# What is being asked:
Output every line exactly as written. Leave out pictures.

Rows from a dataset of pages and code:
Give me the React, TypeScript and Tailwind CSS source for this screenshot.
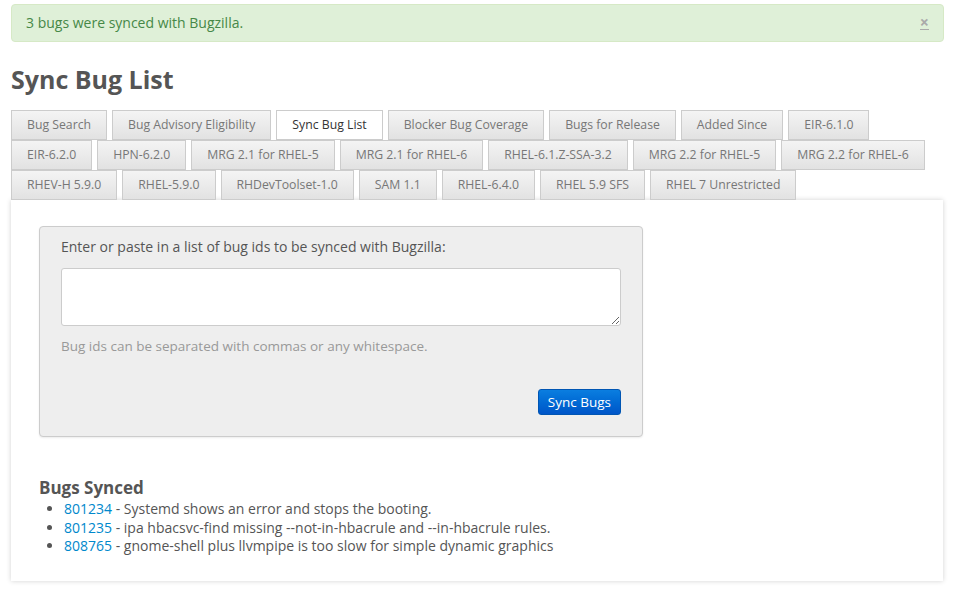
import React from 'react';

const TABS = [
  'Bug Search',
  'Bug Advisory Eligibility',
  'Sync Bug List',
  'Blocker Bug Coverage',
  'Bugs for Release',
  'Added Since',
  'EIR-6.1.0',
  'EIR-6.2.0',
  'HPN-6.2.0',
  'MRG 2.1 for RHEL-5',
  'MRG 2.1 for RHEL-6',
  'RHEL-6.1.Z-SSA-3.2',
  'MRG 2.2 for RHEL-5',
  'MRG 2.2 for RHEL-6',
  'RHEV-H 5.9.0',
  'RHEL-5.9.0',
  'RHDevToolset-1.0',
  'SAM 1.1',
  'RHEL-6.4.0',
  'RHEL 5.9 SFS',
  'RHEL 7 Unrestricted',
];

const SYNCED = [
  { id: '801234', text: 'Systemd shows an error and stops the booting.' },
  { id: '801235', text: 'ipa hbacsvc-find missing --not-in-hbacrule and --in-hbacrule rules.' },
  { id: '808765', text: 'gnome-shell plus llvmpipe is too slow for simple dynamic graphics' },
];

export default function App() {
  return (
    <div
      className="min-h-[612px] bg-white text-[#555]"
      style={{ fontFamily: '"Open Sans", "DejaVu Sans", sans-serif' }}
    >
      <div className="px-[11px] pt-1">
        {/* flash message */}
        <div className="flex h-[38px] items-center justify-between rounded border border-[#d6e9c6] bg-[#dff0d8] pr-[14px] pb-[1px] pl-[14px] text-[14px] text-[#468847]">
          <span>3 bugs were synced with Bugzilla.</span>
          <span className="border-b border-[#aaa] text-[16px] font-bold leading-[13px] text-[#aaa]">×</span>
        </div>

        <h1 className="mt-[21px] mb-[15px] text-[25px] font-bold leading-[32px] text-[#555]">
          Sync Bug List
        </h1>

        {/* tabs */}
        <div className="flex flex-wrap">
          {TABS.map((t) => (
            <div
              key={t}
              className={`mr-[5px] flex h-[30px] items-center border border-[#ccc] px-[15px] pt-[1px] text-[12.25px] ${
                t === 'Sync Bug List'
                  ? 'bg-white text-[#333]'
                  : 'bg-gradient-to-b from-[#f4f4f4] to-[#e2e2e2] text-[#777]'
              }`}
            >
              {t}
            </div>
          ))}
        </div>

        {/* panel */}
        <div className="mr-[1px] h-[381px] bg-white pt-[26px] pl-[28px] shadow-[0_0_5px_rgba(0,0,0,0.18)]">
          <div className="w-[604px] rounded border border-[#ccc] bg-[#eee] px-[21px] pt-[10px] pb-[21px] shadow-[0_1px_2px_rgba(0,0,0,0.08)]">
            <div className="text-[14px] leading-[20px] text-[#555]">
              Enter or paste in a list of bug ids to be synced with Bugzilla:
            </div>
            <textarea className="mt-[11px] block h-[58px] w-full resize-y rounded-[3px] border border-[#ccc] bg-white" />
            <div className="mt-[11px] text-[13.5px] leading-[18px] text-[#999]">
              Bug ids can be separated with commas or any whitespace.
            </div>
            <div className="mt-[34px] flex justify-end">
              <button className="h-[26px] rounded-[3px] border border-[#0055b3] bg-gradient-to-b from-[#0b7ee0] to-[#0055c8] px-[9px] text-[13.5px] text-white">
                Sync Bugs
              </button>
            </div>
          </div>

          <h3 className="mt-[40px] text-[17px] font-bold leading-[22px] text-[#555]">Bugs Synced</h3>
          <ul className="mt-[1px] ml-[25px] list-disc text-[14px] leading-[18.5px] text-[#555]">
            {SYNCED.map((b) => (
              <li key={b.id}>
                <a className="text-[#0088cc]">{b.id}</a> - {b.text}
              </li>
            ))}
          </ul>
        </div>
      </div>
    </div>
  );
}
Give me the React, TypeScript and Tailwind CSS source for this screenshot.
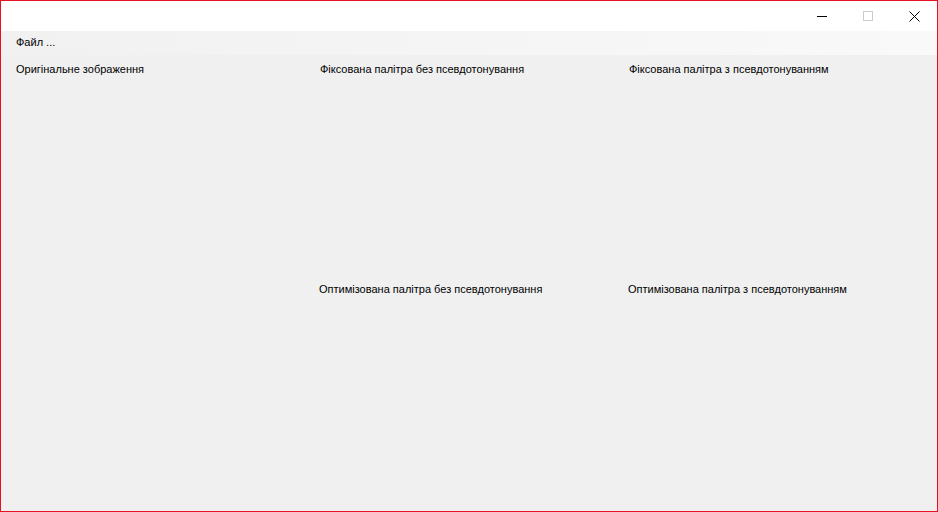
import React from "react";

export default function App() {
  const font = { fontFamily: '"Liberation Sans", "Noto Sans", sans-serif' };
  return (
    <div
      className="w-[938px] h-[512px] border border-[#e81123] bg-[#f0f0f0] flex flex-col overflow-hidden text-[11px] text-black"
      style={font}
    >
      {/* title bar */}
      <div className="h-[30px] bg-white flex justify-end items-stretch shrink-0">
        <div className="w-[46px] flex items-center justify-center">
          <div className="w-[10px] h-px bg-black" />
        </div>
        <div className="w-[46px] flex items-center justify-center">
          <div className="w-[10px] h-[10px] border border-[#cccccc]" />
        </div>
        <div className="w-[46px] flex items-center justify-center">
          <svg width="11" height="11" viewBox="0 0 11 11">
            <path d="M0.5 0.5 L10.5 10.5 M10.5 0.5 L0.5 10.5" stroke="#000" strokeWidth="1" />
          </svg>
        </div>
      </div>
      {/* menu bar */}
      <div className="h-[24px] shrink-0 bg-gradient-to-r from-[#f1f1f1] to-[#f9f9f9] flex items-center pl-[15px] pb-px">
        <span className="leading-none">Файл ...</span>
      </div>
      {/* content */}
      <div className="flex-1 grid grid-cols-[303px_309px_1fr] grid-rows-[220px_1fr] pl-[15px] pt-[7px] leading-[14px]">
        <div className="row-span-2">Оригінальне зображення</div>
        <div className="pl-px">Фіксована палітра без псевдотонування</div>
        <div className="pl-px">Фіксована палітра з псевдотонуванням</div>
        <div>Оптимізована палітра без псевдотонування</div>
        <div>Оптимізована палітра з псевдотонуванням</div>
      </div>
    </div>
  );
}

# Output of the exercise:
Give me the React, TypeScript and Tailwind CSS source for this screenshot.
import React from 'react';

const TABS = [
  'Bug Search',
  'Bug Advisory Eligibility',
  'Sync Bug List',
  'Blocker Bug Coverage',
  'Bugs for Release',
  'Added Since',
  'EIR-6.1.0',
  'EIR-6.2.0',
  'HPN-6.2.0',
  'MRG 2.1 for RHEL-5',
  'MRG 2.1 for RHEL-6',
  'RHEL-6.1.Z-SSA-3.2',
  'MRG 2.2 for RHEL-5',
  'MRG 2.2 for RHEL-6',
  'RHEV-H 5.9.0',
  'RHEL-5.9.0',
  'RHDevToolset-1.0',
  'SAM 1.1',
  'RHEL-6.4.0',
  'RHEL 5.9 SFS',
  'RHEL 7 Unrestricted',
];

const SYNCED = [
  { id: '801234', text: 'Systemd shows an error and stops the booting.' },
  { id: '801235', text: 'ipa hbacsvc-find missing --not-in-hbacrule and --in-hbacrule rules.' },
  { id: '808765', text: 'gnome-shell plus llvmpipe is too slow for simple dynamic graphics' },
];

export default function App() {
  return (
    <div
      className="min-h-[612px] bg-white text-[#555]"
      style={{ fontFamily: '"Open Sans", "DejaVu Sans", sans-serif' }}
    >
      <div className="px-[11px] pt-1">
        {/* flash message */}
        <div className="flex h-[38px] items-center justify-between rounded border border-[#d6e9c6] bg-[#dff0d8] pr-[14px] pb-[1px] pl-[14px] text-[14px] text-[#468847]">
          <span>3 bugs were synced with Bugzilla.</span>
          <span className="border-b border-[#aaa] text-[16px] font-bold leading-[13px] text-[#aaa]">×</span>
        </div>

        <h1 className="mt-[21px] mb-[15px] text-[25px] font-bold leading-[32px] text-[#555]">
          Sync Bug List
        </h1>

        {/* tabs */}
        <div className="flex flex-wrap">
          {TABS.map((t) => (
            <div
              key={t}
              className={`mr-[5px] flex h-[30px] items-center border border-[#ccc] px-[15px] pt-[1px] text-[12.25px] ${
                t === 'Sync Bug List'
                  ? 'bg-white text-[#333]'
                  : 'bg-gradient-to-b from-[#f4f4f4] to-[#e2e2e2] text-[#777]'
              }`}
            >
              {t}
            </div>
          ))}
        </div>

        {/* panel */}
        <div className="mr-[1px] h-[381px] bg-white pt-[26px] pl-[28px] shadow-[0_0_5px_rgba(0,0,0,0.18)]">
          <div className="w-[604px] rounded border border-[#ccc] bg-[#eee] px-[21px] pt-[10px] pb-[21px] shadow-[0_1px_2px_rgba(0,0,0,0.08)]">
            <div className="text-[14px] leading-[20px] text-[#555]">
              Enter or paste in a list of bug ids to be synced with Bugzilla:
            </div>
            <textarea className="mt-[11px] block h-[58px] w-full resize-y rounded-[3px] border border-[#ccc] bg-white" />
            <div className="mt-[11px] text-[13.5px] leading-[18px] text-[#999]">
              Bug ids can be separated with commas or any whitespace.
            </div>
            <div className="mt-[34px] flex justify-end">
              <button className="h-[26px] rounded-[3px] border border-[#0055b3] bg-gradient-to-b from-[#0b7ee0] to-[#0055c8] px-[9px] text-[13.5px] text-white">
                Sync Bugs
              </button>
            </div>
          </div>

          <h3 className="mt-[40px] text-[17px] font-bold leading-[22px] text-[#555]">Bugs Synced</h3>
          <ul className="mt-[1px] ml-[25px] list-disc text-[14px] leading-[18.5px] text-[#555]">
            {SYNCED.map((b) => (
              <li key={b.id}>
                <a className="text-[#0088cc]">{b.id}</a> - {b.text}
              </li>
            ))}
          </ul>
        </div>
      </div>
    </div>
  );
}
Give me the React, TypeScript and Tailwind CSS source for this screenshot.
import React from "react";

export default function App() {
  const font = { fontFamily: '"Liberation Sans", "Noto Sans", sans-serif' };
  return (
    <div
      className="w-[938px] h-[512px] border border-[#e81123] bg-[#f0f0f0] flex flex-col overflow-hidden text-[11px] text-black"
      style={font}
    >
      {/* title bar */}
      <div className="h-[30px] bg-white flex justify-end items-stretch shrink-0">
        <div className="w-[46px] flex items-center justify-center">
          <div className="w-[10px] h-px bg-black" />
        </div>
        <div className="w-[46px] flex items-center justify-center">
          <div className="w-[10px] h-[10px] border border-[#cccccc]" />
        </div>
        <div className="w-[46px] flex items-center justify-center">
          <svg width="11" height="11" viewBox="0 0 11 11">
            <path d="M0.5 0.5 L10.5 10.5 M10.5 0.5 L0.5 10.5" stroke="#000" strokeWidth="1" />
          </svg>
        </div>
      </div>
      {/* menu bar */}
      <div className="h-[24px] shrink-0 bg-gradient-to-r from-[#f1f1f1] to-[#f9f9f9] flex items-center pl-[15px] pb-px">
        <span className="leading-none">Файл ...</span>
      </div>
      {/* content */}
      <div className="flex-1 grid grid-cols-[303px_309px_1fr] grid-rows-[220px_1fr] pl-[15px] pt-[7px] leading-[14px]">
        <div className="row-span-2">Оригінальне зображення</div>
        <div className="pl-px">Фіксована палітра без псевдотонування</div>
        <div className="pl-px">Фіксована палітра з псевдотонуванням</div>
        <div>Оптимізована палітра без псевдотонування</div>
        <div>Оптимізована палітра з псевдотонуванням</div>
      </div>
    </div>
  );
}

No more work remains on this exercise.